I have talked to 5-10 recruiters in the past year, not counting a few spammers. I've had three interview cycles that made it past the recruiter screen. I've been ghosted by a small company a former coworker referred me in to, and by the only company that I've managed to get past the recruiter more than once with. Even during my mother's last multi-year slog trying to get back into industry after years of parenting, she was getting actual interviews pretty regularly. I am not.
Friends send me job listings, and I apply. I've been applying to five jobs a week since January. I've reworked my résumé multiple times, and prepared separate versions with and without my "DEI" credentials. I've tried for jobs incredibly close to what I was doing in the last gig and for jobs doing completely different things I know I'm capable of. I've taken crash courses to add Skills. I keep trying, and trying, even though I'm burned out on the whole nightmarish process by now.
I'm not an ambitious person, in the capitalistic sense. I want to be paid enough that I can pay my mortgage and bills and do small nice things for my family and friends. But I'm min-maxed towards knowledge work, can't easily pivot, and have a strong sense of Honor that makes me incompatible with whole swaths of the tech industry. Possibly I'm simply too autistic for the world. I just want a stable gig doing computer stuff that is at least mostly harmless, is all. And I worry that's not possible.

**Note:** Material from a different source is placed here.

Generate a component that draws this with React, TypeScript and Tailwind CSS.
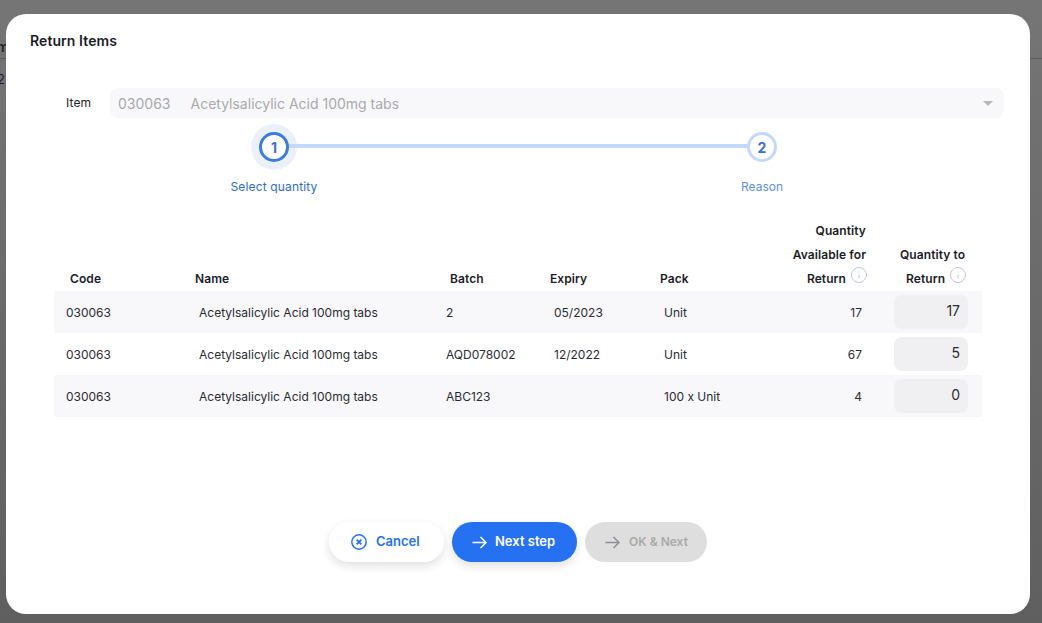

If I can stretch my savings long enough — which I might, it depends on how long that is — I suspect the jobs will come back with lower pay, fewer shiny benefits, and tighter control. Maybe we'll finally organize, though? In the short term, anyway, I'm worried because my household does sort of depend on my earning potential, and outside of tech I don't really have any. We're months away from tough decisions, but months feel like they go pretty fast.
@spacelogic I'm so sorry to hear this.
Sending a hug if you want.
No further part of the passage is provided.